In 2019, a submission was made to the Joint Standing Committee on the National Capital and External Territories by members of the Honest History coalition. Members of the coalition sought to bring into question the Australian War Memorial and argued that it had decontextualised the realities of the First World War. The coalition claims that the memorial has been primarily used for "entertainment" purposes rather than educating Australians about the implications of Australia's involvement in the Gallipoli Campaign.

Members of the coalition put forth recommendations which argued for better transparency behind the funding of the memorial as well as the stakeholders involved in donations towards the memorial.
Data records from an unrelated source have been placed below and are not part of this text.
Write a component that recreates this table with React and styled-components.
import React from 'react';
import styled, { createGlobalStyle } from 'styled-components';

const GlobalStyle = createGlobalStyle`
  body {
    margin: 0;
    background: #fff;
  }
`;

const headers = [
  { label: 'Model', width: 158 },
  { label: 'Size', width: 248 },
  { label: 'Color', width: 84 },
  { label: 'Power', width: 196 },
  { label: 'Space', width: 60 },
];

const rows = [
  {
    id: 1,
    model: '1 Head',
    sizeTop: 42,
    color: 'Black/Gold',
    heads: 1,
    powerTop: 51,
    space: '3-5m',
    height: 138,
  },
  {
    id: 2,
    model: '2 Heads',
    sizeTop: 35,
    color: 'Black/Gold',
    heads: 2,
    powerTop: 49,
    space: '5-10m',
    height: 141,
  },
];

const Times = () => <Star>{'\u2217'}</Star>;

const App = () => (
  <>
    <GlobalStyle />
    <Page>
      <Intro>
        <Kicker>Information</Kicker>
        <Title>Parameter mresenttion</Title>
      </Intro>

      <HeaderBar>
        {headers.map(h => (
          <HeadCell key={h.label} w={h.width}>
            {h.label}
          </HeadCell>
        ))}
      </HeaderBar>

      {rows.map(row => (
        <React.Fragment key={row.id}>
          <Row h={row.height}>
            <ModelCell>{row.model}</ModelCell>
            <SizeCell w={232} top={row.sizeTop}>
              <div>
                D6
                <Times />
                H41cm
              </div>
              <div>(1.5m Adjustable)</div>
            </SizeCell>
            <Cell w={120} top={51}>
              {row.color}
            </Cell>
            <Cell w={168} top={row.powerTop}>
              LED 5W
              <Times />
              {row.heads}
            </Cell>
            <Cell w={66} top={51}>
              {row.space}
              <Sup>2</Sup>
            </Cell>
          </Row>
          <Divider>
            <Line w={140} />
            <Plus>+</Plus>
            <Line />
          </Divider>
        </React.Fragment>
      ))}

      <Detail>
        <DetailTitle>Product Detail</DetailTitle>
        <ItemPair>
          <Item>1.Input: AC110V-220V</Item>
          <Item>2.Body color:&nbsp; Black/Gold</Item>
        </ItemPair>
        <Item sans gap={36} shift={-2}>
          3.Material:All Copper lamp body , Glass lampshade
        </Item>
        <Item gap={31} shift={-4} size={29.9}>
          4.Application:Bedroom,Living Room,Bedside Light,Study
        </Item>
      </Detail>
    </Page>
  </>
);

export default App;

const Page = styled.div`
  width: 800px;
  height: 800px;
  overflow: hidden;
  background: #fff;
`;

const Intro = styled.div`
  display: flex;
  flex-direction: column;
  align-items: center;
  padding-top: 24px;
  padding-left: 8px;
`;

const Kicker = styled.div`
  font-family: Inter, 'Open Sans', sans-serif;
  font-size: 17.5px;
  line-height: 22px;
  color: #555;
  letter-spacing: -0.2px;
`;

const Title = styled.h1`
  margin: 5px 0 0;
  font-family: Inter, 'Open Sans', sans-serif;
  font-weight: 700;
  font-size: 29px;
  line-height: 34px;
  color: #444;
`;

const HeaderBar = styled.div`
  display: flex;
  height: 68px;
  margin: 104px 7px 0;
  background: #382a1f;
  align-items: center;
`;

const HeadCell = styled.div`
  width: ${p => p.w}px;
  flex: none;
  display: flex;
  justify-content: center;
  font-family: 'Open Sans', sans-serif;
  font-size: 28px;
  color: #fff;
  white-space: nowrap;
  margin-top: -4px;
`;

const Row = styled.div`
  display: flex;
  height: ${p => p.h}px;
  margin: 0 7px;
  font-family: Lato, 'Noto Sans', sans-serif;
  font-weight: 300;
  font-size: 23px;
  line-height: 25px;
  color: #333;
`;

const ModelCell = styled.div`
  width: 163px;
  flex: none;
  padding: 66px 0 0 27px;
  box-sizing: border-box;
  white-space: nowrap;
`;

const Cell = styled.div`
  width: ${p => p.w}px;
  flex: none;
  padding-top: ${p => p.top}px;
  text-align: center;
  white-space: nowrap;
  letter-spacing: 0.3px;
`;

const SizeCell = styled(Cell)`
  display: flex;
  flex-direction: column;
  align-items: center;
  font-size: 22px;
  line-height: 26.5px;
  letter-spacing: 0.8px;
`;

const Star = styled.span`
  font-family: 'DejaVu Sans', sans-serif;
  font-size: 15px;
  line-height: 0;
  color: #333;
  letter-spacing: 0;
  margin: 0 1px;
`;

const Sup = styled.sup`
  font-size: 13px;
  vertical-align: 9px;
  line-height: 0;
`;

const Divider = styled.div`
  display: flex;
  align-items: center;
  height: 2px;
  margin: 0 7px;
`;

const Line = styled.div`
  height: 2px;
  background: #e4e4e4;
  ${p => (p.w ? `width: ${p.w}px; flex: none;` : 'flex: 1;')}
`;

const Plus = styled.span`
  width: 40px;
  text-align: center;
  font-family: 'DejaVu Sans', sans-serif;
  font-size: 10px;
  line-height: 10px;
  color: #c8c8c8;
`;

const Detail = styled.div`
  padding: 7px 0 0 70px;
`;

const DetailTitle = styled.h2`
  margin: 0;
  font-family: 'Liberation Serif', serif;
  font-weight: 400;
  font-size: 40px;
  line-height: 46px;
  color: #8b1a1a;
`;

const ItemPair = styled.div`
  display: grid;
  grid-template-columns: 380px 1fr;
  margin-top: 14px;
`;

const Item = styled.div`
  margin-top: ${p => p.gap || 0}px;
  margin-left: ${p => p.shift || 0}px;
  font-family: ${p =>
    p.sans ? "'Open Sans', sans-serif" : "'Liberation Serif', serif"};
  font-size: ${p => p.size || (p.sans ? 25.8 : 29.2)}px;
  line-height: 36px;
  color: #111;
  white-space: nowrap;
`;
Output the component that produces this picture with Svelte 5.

The coalition also argued that funding should not be heavily allocated to the memorial, as it should not be treated with higher priority compared to other historical institutions.

Currently, Honest History continues to inform and update their followers on the funding of the Australian War Memorial through their website and social media platforms in which they also share online petitions concerning the funding of the building.

=== Cancellation of incorporation ===
In February 2019, members of the Honest History coalition announced that they have voluntarily cancelled its legal status as an official organisation under the Associations Incorporation Act 1991. This was made effective in November of that year. Reasons behind their cancellation remain unspecified by the members of the coalition.

== Current activities ==
The Honest History coalition continues to promote their activities through their social media platforms and website to continue to mobilise their supporter base on certain political issues including the funding of the Australian War Memorial. Their online newsletter which is hosted on their website is currently updating and has several entries that have been cited by other professional historians. Their website and online newsletters have been archived by The National Library of Australia.

Since 2019, Honest History has provided scholarships for secondary school history teachers to attend the annual Australian Historical Association Conference. Through their involvement with the Australian Historical Association (AHA), their annual scholarships served to cover the costs in accommodation, travel and registration. In 2019, Honest History has donated to Professional Historians Australia to financially support historians in the association to attend the annual AHA conferences.

On 28 June 2019, David Stephens, a member of Honest History, contributed a submission towards an independent review to the National Archives of Australia concerning the preservation of digital archives containing Commonwealth information. In the submission, Stephens raised the importance of maintaining the archives as a way of balancing Australian history.